Jupyter is mostly known carrying on the notebook thing.



jupyter Qt console

This article/section is a stub — probably a pile of half-sorted notes, is not well-checked so may have incorrect bits. (Feel free to ignore, or tell me)

Most people care about notebooks, so skip to the next section.

The Qt console is a similar idea to notebooks, but is closer to integrating with (Qt) apps, which is sometimes very useful.

jupyter qtconsole

https://qtconsole.readthedocs.io/en/stable/


jupyter notebooks

Python notebooks mean you have a web interface, that is actually speaking to a backend, a.k.a. kernel, of (usually) python.

Compared to a plain CLI, notebooks...

save the interactions you've submitted, in a more document-like way
are more visual than the shell (there are various things rendered as more than text)
easier to work remotely
easier to persist the interpreter behind it (to a degree)


This means less typing and more prettiness while you're doing plotting, math; you can copy the notebooks so more easily write things like tutorials that others can load and use; you can set up more complex code and bootstrap other people to do similar experiments.

For some examples, see e.g. https://github.com/jupyter/jupyter/wiki


There are now also "publish notebook to site", "store/load to code repository", and other additions.



Basic use

The actual notebook gets stored where you run:

jupyter notebook


The only keyboard shortcut you really need to know is ShiftEnter (Run, go to next cell), but you may like to skim over Help → keyboard shortcuts at least once.




Notes:

  • Execution happens as the user that started it. Permissions are also tied to them.


How and where to run it

Running it locally

Basically the default.

It'll launch a browser for you.

By default it binds to 127.0.0.1 (port 8888), meaning no one else can connect to it.


Running it remotely


If you are the only real user on another host (e.g. your own computer, your own server),

perhaps the safest way is to do the above, and use a SSH tunnel like
ssh -L localhost:8888:localhost:8888 workhost
(and pointing your browser at 127.0.0.1:8888 on the SSH-client side).

The integration in some development environments (e.g. VS code's) amounts to the same thing.

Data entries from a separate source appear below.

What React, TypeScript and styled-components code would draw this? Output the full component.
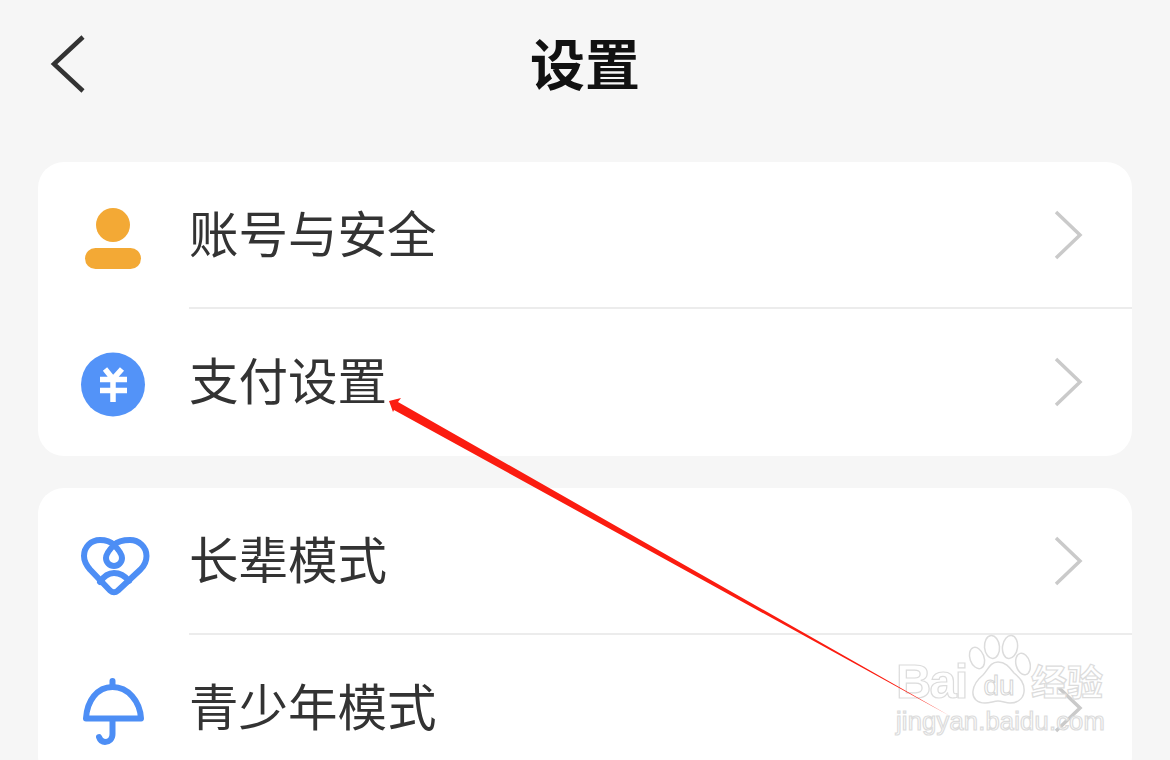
import React from 'react';
import styled, { createGlobalStyle } from 'styled-components';

const GlobalStyle = createGlobalStyle`
  html, body {
    margin: 0;
    padding: 0;
    background: #f6f6f6;
  }
`;

const Page = styled.div`
  position: relative;
  width: 1170px;
  height: 760px;
  overflow: hidden;
  background: #f6f6f6;
  font-family: "Noto Sans CJK SC", "Liberation Sans", sans-serif;
  color: #333;
`;

const Header = styled.header`
  display: flex;
  align-items: center;
  justify-content: center;
  height: 130px;
  margin-bottom: 32px;
`;

const BackIcon = styled.svg`
  position: absolute;
  left: 48px;
  top: 32px;
  width: 40px;
  height: 64px;
`;

const Title = styled.h1`
  margin: 0 0 7px;
  font-size: 55px;
  font-weight: 700;
  color: #111;
  line-height: 1;
`;

const Card = styled.section`
  margin: 0 38px 32px;
  background: #fff;
  border-radius: 26px;
  overflow: hidden;
`;

const Row = styled.div`
  display: flex;
  align-items: stretch;
`;

const IconSlot = styled.div`
  flex: 0 0 151px;
  display: flex;
  align-items: center;
  padding-left: 39px;
  box-sizing: border-box;
`;

const RowBody = styled.div<{ $divider?: boolean }>`
  flex: 1;
  box-sizing: border-box;
  height: 147px;
  display: flex;
  align-items: center;
  justify-content: space-between;
  padding-right: 46px;
  border-bottom: 2px solid ${props => (props.$divider ? '#ececec' : 'transparent')};
`;

const Label = styled.span`
  font-size: 49.5px;
  line-height: 1;
  color: #333;
  padding-bottom: 6px;
`;

const Glyph = styled.svg`
  display: block;
  width: 72px;
  height: 72px;
  overflow: visible;
`;

const Chevron = styled.svg`
  width: 36px;
  height: 54px;
  flex: none;
`;

const Annotation = styled.svg`
  position: absolute;
  left: 0;
  top: 0;
  width: 1170px;
  height: 760px;
  pointer-events: none;
`;

const Watermark = styled.div`
  position: absolute;
  left: 896px;
  top: 634px;
  width: 214px;
  height: 104px;
  font-family: "Liberation Sans", "Noto Sans CJK SC", sans-serif;
  color: #fff;
  -webkit-text-stroke: 1.2px #dcdcdc;
`;

const Brand = styled.div`
  display: flex;
  align-items: flex-end;
  height: 68px;
`;

const BrandLatin = styled.span`
  font-size: 49px;
  font-weight: 700;
  line-height: 42px;
  letter-spacing: -2px;
  width: 71px;
  flex: none;
`;

const Paw = styled.svg`
  width: 64px;
  height: 70px;
  flex: none;
  margin-bottom: -2px;
`;

const BrandCjk = styled.span`
  font-family: "Noto Sans CJK SC", sans-serif;
  font-size: 36px;
  font-weight: 700;
  line-height: 44px;
  white-space: nowrap;
`;

const Domain = styled.div`
  font-size: 25.5px;
  line-height: 30px;
  margin-top: 4px;
  letter-spacing: 0.2px;
  white-space: nowrap;
`;

const PersonIcon = () => (
  <Glyph viewBox="0 0 72 72">
    <circle cx="36" cy="25" r="17" fill="#f3a935" />
    <rect x="8" y="48" width="56" height="21" rx="10.5" fill="#f3a935" />
  </Glyph>
);

const YuanIcon = () => (
  <Glyph viewBox="0 0 72 72">
    <circle cx="36" cy="37.5" r="32" fill="#5393f8" />
    <path
      d="M28 22l8 10 9-10M23 32.5h27M23 43.5h27M36 32v23"
      fill="none"
      stroke="#fff"
      strokeWidth="5.500"
    />
  </Glyph>
);

const HeartIcon = () => (
  <Glyph viewBox="0 0 72 72">
    <g fill="none" stroke="#4d8ef5" strokeWidth="6" strokeLinecap="round" strokeLinejoin="round">
      <path d="M37 19C33 15 28 14 23 14 14 14 7 21 7 30c0 6 3 10 6 13.500l20 21q4 3.500 8 0l22.500-21C67 40 69.500 36 69.500 30c0-9-7.500-16-16.500-16-6 0-12 1-16 5z" />
      <path d="M37 19c-5 5-8 9-8 13a8 8 0 0 0 16 0c0-4-3-8-8-13z" />
      <path d="M23 56c4-6 9-9 14-9 6 0 11 3 15 8" />
    </g>
  </Glyph>
);

const UmbrellaIcon = () => (
  <Glyph viewBox="0 0 72 72">
    <g fill="none" stroke="#4d8ef5" strokeWidth="6" strokeLinecap="round" strokeLinejoin="round">
      <path d="M35.500 8v5" />
      <path d="M9 45.500C10 28 20 14 35.500 14S63 28 64 45.500z" />
      <path d="M35.500 46v15c0 5-3.500 8-7.500 8-3 0-5-2-6-5" />
    </g>
  </Glyph>
);

const RowChevron = () => (
  <Chevron viewBox="0 0 36 54">
    <path d="M6 4l24 23L6 50" fill="none" stroke="#cacaca" strokeWidth="3.500" />
  </Chevron>
);

const rows = [
  [
    { label: '账号与安全', icon: <PersonIcon /> },
    { label: '支付设置', icon: <YuanIcon /> },
  ],
  [
    { label: '长辈模式', icon: <HeartIcon /> },
    { label: '青少年模式', icon: <UmbrellaIcon /> },
  ],
];

export default function App() {
  return (
    <Page>
      <GlobalStyle />
      <Header>
        <BackIcon viewBox="0 0 40 64">
          <path d="M35 5L6 32l29 27" fill="none" stroke="#333" strokeWidth="4.500" />
        </BackIcon>
        <Title>设置</Title>
      </Header>

      {rows.map((group, i) => (
        <Card key={i}>
          {group.map((row, j) => (
            <Row key={row.label}>
              <IconSlot>{row.icon}</IconSlot>
              <RowBody $divider={j === 0}>
                <Label>{row.label}</Label>
                <RowChevron />
              </RowBody>
            </Row>
          ))}
        </Card>
      ))}

      <Watermark>
        <Brand>
          <BrandLatin>Bai</BrandLatin>
          <Paw viewBox="0 0 64 70">
            <g fill="#fff" stroke="#dcdcdc" strokeWidth="1.500">
              <ellipse cx="10" cy="24" rx="7" ry="11" transform="rotate(-20 10 24)" />
              <ellipse cx="25" cy="13" rx="7.500" ry="11.500" transform="rotate(-5 25 13)" />
              <ellipse cx="43" cy="13" rx="7.500" ry="11.500" transform="rotate(8 43 13)" />
              <ellipse cx="56" cy="30" rx="7" ry="11" transform="rotate(-15 56 30)" />
              <path d="M31 28c8 0 12 6 16 11 6 5 11 10 10 19-1 8-8 11-14 11-4 0-8-2-12-2s-8 2-13 2c-7 0-13-4-12-12 1-8 5-12 10-16 5-5 7-13 15-13z" />
            </g>
            <text x="32" y="61" textAnchor="middle" fontFamily="Liberation Sans" fontSize="28" fill="#fff" stroke="#d4d4d4" strokeWidth="1">du</text>
          </Paw>
          <BrandCjk>经验</BrandCjk>
        </Brand>
        <Domain>jingyan.baidu.com</Domain>
      </Watermark>

      <Annotation viewBox="0 0 1170 760">
        <polygon
          points="389,401 401,398 398,402 950,716 394,410 393,412"
          fill="#fb1c10"
        />
      </Annotation>
    </Page>
  );
}
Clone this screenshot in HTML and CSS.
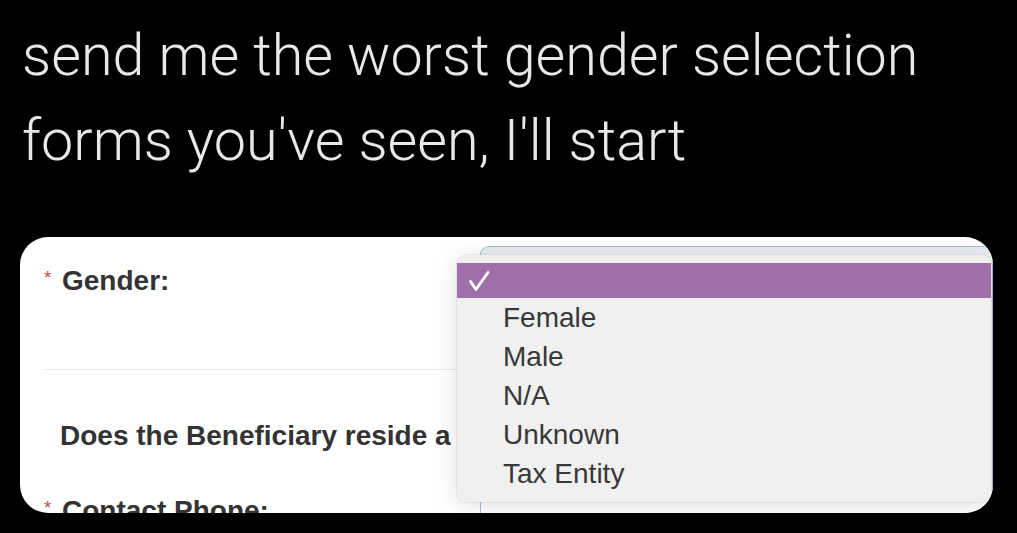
FILE: index.html
```html
<!DOCTYPE html>
<html lang="en">
<head>
<meta charset="utf-8">
<title>Gender selection</title>
<link rel="stylesheet" href="styles.css">
</head>
<body>
<div class="page">
  <h1 class="tweet">send me the worst gender selection<br>forms you've seen, I'll start</h1>
  <div class="card">
    <div class="form">
      <div class="row row-gender">
        <span class="req">*</span><span class="label">Gender:</span>
      </div>
      <div class="divider"></div>
      <div class="row row-reside">
        <span class="label">Does the Beneficiary reside a</span>
      </div>
      <div class="row row-phone">
        <span class="req">*</span><span class="label">Contact Phone:</span>
      </div>
    </div>
    <div class="select-box"></div>
    <div class="menu">
      <div class="opt opt-selected">
        <svg class="check" width="22" height="22" viewBox="0 0 22 22"><path d="M2.5 11.5 L8 19.5 L20 2.5" fill="none" stroke="#fff" stroke-width="2.8" stroke-linecap="round" stroke-linejoin="round"/></svg>
      </div>
      <div class="opt">Female</div>
      <div class="opt">Male</div>
      <div class="opt">N/A</div>
      <div class="opt">Unknown</div>
      <div class="opt">Tax Entity</div>
    </div>
  </div>
</div>
</body>
</html>
```
FILE: styles.css
```css
html, body {
  margin: 0;
  padding: 0;
  background: #000;
}
.page {
  width: 1017px;
  height: 533px;
  overflow: hidden;
  display: flex;
  flex-direction: column;
}
.tweet {
  margin: 0;
  padding: 13px 22px 0 22px;
  height: 222px;
  box-sizing: border-box;
  font-family: Roboto, "Liberation Sans", sans-serif;
  font-weight: 300;
  font-size: 57.5px;
  line-height: 85px;
  color: #e8e8e8;
  letter-spacing: 0;
}
.card {
  position: relative;
  margin: 15px 24px 0 20px;
  height: 276px;
  background: #fff;
  border-radius: 28px;
  overflow: hidden;
}
.form {
  padding: 28px 0 0 24px;
  display: flex;
  flex-direction: column;
  font-family: "Liberation Sans", Arial, sans-serif;
  font-weight: 700;
  font-size: 28px;
  line-height: 32px;
  color: #333;
}
.row {
  display: flex;
  align-items: flex-start;
  white-space: nowrap;
}
.req {
  width: 18px;
  font-size: 19px;
  line-height: 19px;
  color: #b9524c;
  font-weight: 400;
  margin-top: 3px;
}
.row-gender {
  height: 104px;
}
.divider {
  height: 1px;
  width: 440px;
  background: #e9e9e9;
}
.row-reside {
  margin-top: 50px;
  padding-left: 16px;
}
.row-phone {
  margin-top: 43px;
}
.select-box {
  position: absolute;
  left: 460px;
  top: 9px;
  right: 0;
  bottom: 0;
  border: 1px solid #aebdcb;
  border-bottom: none;
  border-radius: 9px 9px 0 0;
  background: linear-gradient(#e4ecf3, #f7f9fb 20px, #fff);
}
.menu {
  position: absolute;
  left: 437px;
  top: 18px;
  right: 2px;
  bottom: 11px;
  padding: 8px 0;
  box-sizing: border-box;
  background: #f0f0f0;
  border-radius: 9px;
  box-shadow: 0 3px 24px rgba(0, 0, 0, 0.13), 0 0 0 1px rgba(0, 0, 0, 0.05);
  font-family: "Liberation Sans", Arial, sans-serif;
  font-size: 28px;
  color: #383838;
}
.opt {
  height: 39px;
  line-height: 39px;
  padding-left: 46px;
}
.opt-selected {
  height: 35px;
  padding-left: 0;
  display: flex;
  align-items: center;
  background: #9e6fa8;
}
.check {
  margin-left: 11px;
}
```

On a trusted LAN you can consider running it
--ip=0.0.0.0
so that it's easily reachable.

Some additions that you can't do on basic python

Specially rendered objects
When showing objects, jupyter will try to show things with more than a basic
repr()


Things that do this out of the box

Libraries may have implemented this already

PIL itself implements _repr_png_
pandas itself implements _repr_html_ (and _repr_latex_)
...and so on


matplotlib


Jupyter seems to itself special-case matplotlib objects, though the precise integration varies a little, also because you may actually want to avoid that in some cases.


https://ipython.readthedocs.io/en/stable/interactive/plotting.html#id1

Things you can get with minimal suggestion

You can force such rendering modes yourself (for HTML, SVG, LaTeX, Markdown, Video) via cell magic like

%%html
<a href="http://example.com">link</a>

OR code-wise, using an existing class from IPython.core.display

from IPython.core.display import HTML
display(HTML('<a href="http://example.com">link</a>'))  # the display() is optional but apparently solves some interactivity


For Markdown, where you would typically set the cell type to markdown (Cell → Cell Type → Markdown)







Rolling your own

If an object has an attribute called _repr_pretty_, _repr_svg_, _repr_png_, _repr_jpeg_, _repr_html_, _repr_javascript_, _repr_markdown_, _repr_latex_, or _repr_mimebundle_, it will be called.

These are still pre-made renderers, in that you mostly just give it data in that format, and it gets rendered by existing IPython code for that type.


Similar for an attribute called _ipython_display_, (verify)


You can create your own wrappers with such a repr.

class NumpyImage(object):
    ''' Takes an array of values assumed to have useful values in 0..255 value range and returns it as a grayscale image. 
        Each cell is represented by an 8-by-8 pixel square (by default) for visibility '''
    def __init__(self, ary, pixelsize=8):
        self.ary = numpy.array(ary) # copy
        self.ary[self.ary<0]   = 0 # clamp (before type conversion)
        self.ary[self.ary>255] = 255
        self.pixelsize = pixelsize
    def _repr_png_(self):
        from PIL import Image
        import io, numpy
        im = Image.fromarray( numpy.uint8(self.ary) )
        if self.pixelsize != 1:
             im = im.resize( (im.size[0]*self.pixelsize, im.size[1]*self.pixelsize), resample=Image.NEAREST)
        by = io.BytesIO()
        im.save(by,'png')
        return by.getvalue()
 
# test:
import numpy
NumpyImage( numpy.random.rand(30,60)*255 )

See also:

Widgets
magic
This article/section is a stub — probably a pile of half-sorted notes, is not well-checked so may have incorrect bits. (Feel free to ignore, or tell me)
%%
is cell magic, and applies to the rest of the cell.
basically, "does the first line look like %%thing? Then read the rest of the line as text, and the rest of the cell as text, and hand both to the registered function
%
is line magic, and applies only to the rest of the line.
basically, "does the line look like %thing? Then read the rest of the line as text and hand it to the registered thing
the rest of the cell is evaluated as usual(verify)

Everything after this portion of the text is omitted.